• [Exercise instructions]: In the data below, find every line with the string "React" and pull it out.

• [Source excerpt]:
________________
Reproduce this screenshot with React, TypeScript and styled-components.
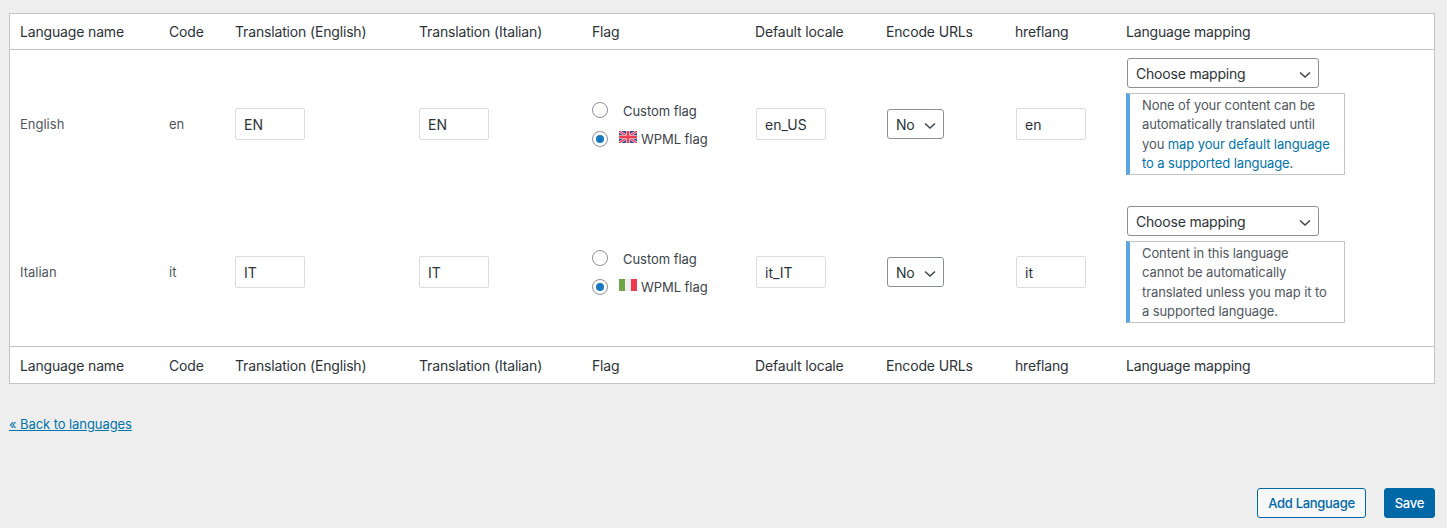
import React from "react";
import styled, { createGlobalStyle } from "styled-components";

const Global = createGlobalStyle`
  html, body { margin: 0; padding: 0; background: #eeeeee; }
  body { font-family: Inter, "Liberation Sans", sans-serif; font-size: 13px; color: #3c434a; }
  * { box-sizing: border-box; }
`;

const Page = styled.div`
  width: 1447px;
  height: 528px;
  padding: 13px 12px 10px 9px;
  display: flex;
  flex-direction: column;
  overflow: hidden;
`;

const Table = styled.table`
  width: 1426px;
  table-layout: fixed;
  border-collapse: separate;
  border-spacing: 0;
  background: #fff;
  border: 1px solid #c3c4c7;
`;

const HeadCell = styled.th<{ $foot?: boolean }>`
  height: ${(p) => (p.$foot ? "37px" : "36px")};
  padding: 0 10px;
  text-align: left;
  font-size: 14px;
  font-weight: 400;
  letter-spacing: -0.16px;
  color: #2c3338;
  border-bottom: ${(p) => (p.$foot ? "none" : "1px solid #c3c4c7")};
  border-top: ${(p) => (p.$foot ? "1px solid #c3c4c7" : "none")};
`;

const Cell = styled.td`
  padding: 8px 10px;
  vertical-align: middle;
  font-size: 13px;
  color: #50575e;
`;

const TextInput = styled.input<{ $inset?: boolean }>`
  display: block;
  width: 70px;
  height: 32px;
  margin-left: ${(p) => (p.$inset ? "1px" : "0")};
  padding: 0 8px;
  border: 1px solid #dcdcde;
  border-radius: 2px;
  background: #fff;
  font-family: inherit;
  font-size: 14px;
  color: #2c3338;
  outline: none;
`;

const SelectWrap = styled.div<{ $w: number }>`
  position: relative;
  width: ${(p) => p.$w}px;
  height: 30px;
  margin-left: 1px;
  svg {
    position: absolute;
    right: 8px;
    top: 11px;
    pointer-events: none;
  }
`;

const Select = styled.select`
  appearance: none;
  display: block;
  width: 100%;
  height: 100%;
  padding: 0 24px 0 8px;
  border: 1px solid #8c8f94;
  border-radius: 3px;
  background: #fff;
  font-family: inherit;
  font-size: 14px;
  letter-spacing: -0.2px;
  color: #2c3338;
`;

const FlagGroup = styled.div`
  display: flex;
  flex-direction: column;
  gap: 12px;
`;

const RadioRow = styled.label`
  display: flex;
  align-items: center;
  height: 17px;
  font-size: 13px;
  letter-spacing: -0.05px;
  color: #3c434a;
`;

const Radio = styled.input.attrs({ type: "radio" })`
  appearance: none;
  flex: none;
  width: 16px;
  height: 16px;
  margin: 0 11px 0 0;
  border: 1px solid #8c8f94;
  border-radius: 50%;
  background: #fff;
  display: grid;
  place-items: center;
  &:checked::before {
    content: "";
    width: 8px;
    height: 8px;
    border-radius: 50%;
    background: #1878c0;
  }
`;

const FlagIcon = styled.svg`
  flex: none;
  width: 18px;
  height: 12px;
  margin: -3px 4px 0 0;
`;

const RadioText = styled.span<{ $plain?: boolean }>`
  margin-left: ${(p) => (p.$plain ? "4px" : "0")};
  margin-top: ${(p) => (p.$plain ? "2px" : "0")};
`;

const Notice = styled.div`
  width: 219px;
  margin: 5px 0 15px;
  padding: 1.59375px 12px 0.40625px;
  background: #fff;
  border: 1px solid #c3c4c7;
  border-left: 4px solid #5ba6e0;
  font-size: 13px;
  line-height: 19.5px;
  letter-spacing: -0.1px;
  color: #50575e;
`;

const Link = styled.a`
  color: #0073aa;
  text-decoration: none;
`;

const BackLink = styled.a`
  align-self: flex-start;
  margin-top: 31px;
  margin-left: 0;
  font-size: 13px;
  line-height: 18px;
  letter-spacing: -0.08px;
  color: #0073aa;
  text-decoration: underline;
`;

const Actions = styled.div`
  display: flex;
  justify-content: flex-end;
  gap: 18px;
  margin-top: auto;
`;

const Button = styled.button<{ $primary?: boolean }>`
  height: 30px;
  padding: 0 10px;
  border: 1px solid #0068a6;
  border-radius: 3px;
  background: ${(p) => (p.$primary ? "#0068a6" : "#f6f7f7")};
  color: ${(p) => (p.$primary ? "#fff" : "#0068a6")};
  font-family: inherit;
  font-size: 13px;
  font-weight: 500;
  letter-spacing: -0.3px;
`;

const Chevron = () => (
  <svg width="12" height="12" viewBox="0 0 12 12" fill="none">
    <path d="M1 3.5 L6 8 L11 3.5" stroke="#3c434a" strokeWidth="1.5" />
  </svg>
);

const UkFlag = () => (
  <FlagIcon viewBox="0 0 18 12">
    <rect width="18" height="12" fill="#3a4f9c" />
    <path d="M0 0 L18 12 M18 0 L0 12" stroke="#f4d4d8" strokeWidth="2.6" />
    <path d="M0 0 L18 12 M18 0 L0 12" stroke="#ee3f55" strokeWidth="1.3" />
    <path d="M9 0 V12 M0 6 H18" stroke="#f4e4e6" strokeWidth="3.6" />
    <path d="M9 0 V12 M0 6 H18" stroke="#ee3f55" strokeWidth="2.4" />
  </FlagIcon>
);

const ItFlag = () => (
  <FlagIcon viewBox="0 0 18 12">
    <rect width="6" height="12" fill="#6da544" />
    <rect x="6" width="6" height="12" fill="#eeeeee" />
    <rect x="12" width="6" height="12" fill="#f0384f" />
  </FlagIcon>
);

const columns = [149, 66, 184, 173, 163, 131, 129, 111, 318];
const headers = [
  "Language name",
  "Code",
  "Translation (English)",
  "Translation (Italian)",
  "Flag",
  "Default locale",
  "Encode URLs",
  "hreflang",
  "Language mapping",
];

type Lang = {
  name: string;
  code: string;
  label: string;
  locale: string;
  flag: React.ReactNode;
  notice: React.ReactNode;
};

const languages: Lang[] = [
  {
    name: "English",
    code: "en",
    label: "EN",
    locale: "en_US",
    flag: <UkFlag />,
    notice: (
      <>
        None of your content can be automatically translated until you{" "}
        <Link href="#">map your default language to a supported language</Link>.
      </>
    ),
  },
  {
    name: "Italian",
    code: "it",
    label: "IT",
    locale: "it_IT",
    flag: <ItFlag />,
    notice: (
      <>
        Content in this language cannot be automatically translated unless you map it to a
        supported language.
      </>
    ),
  },
];

export default function App() {
  return (
    <>
      <Global />
      <Page>
        <Table>
          <colgroup>
            {columns.map((w, i) => (
              <col key={i} style={{ width: w }} />
            ))}
          </colgroup>
          <thead>
            <tr>
              {headers.map((h) => (
                <HeadCell key={h}>{h}</HeadCell>
              ))}
            </tr>
          </thead>
          <tbody>
            {languages.map((l) => (
              <tr key={l.code}>
                <Cell>{l.name}</Cell>
                <Cell>{l.code}</Cell>
                <Cell>
                  <TextInput defaultValue={l.label} />
                </Cell>
                <Cell>
                  <TextInput defaultValue={l.label} />
                </Cell>
                <Cell>
                  <FlagGroup>
                    <RadioRow>
                      <Radio name={`flag-${l.code}`} />
                      <RadioText $plain>Custom flag</RadioText>
                    </RadioRow>
                    <RadioRow>
                      <Radio name={`flag-${l.code}`} defaultChecked />
                      {l.flag}
                      <RadioText>WPML flag</RadioText>
                    </RadioRow>
                  </FlagGroup>
                </Cell>
                <Cell>
                  <TextInput $inset defaultValue={l.locale} />
                </Cell>
                <Cell>
                  <SelectWrap $w={57}>
                    <Select defaultValue="No">
                      <option>No</option>
                      <option>Yes</option>
                    </Select>
                    <Chevron />
                  </SelectWrap>
                </Cell>
                <Cell>
                  <TextInput $inset defaultValue={l.code} />
                </Cell>
                <Cell>
                  <SelectWrap $w={192}>
                    <Select defaultValue="Choose mapping">
                      <option>Choose mapping</option>
                    </Select>
                    <Chevron />
                  </SelectWrap>
                  <Notice>{l.notice}</Notice>
                </Cell>
              </tr>
            ))}
          </tbody>
          <tfoot>
            <tr>
              {headers.map((h) => (
                <HeadCell key={h} $foot>
                  {h}
                </HeadCell>
              ))}
            </tr>
          </tfoot>
        </Table>
        <BackLink href="#">« Back to languages</BackLink>
        <Actions>
          <Button>Add Language</Button>
          <Button $primary>Save</Button>
        </Actions>
      </Page>
    </>
  );
}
________________
• [Exercise answer]:
Reproduce this screenshot with React, TypeScript and styled-components.
import React from "react";
  flag: React.ReactNode;
  notice: React.ReactNode;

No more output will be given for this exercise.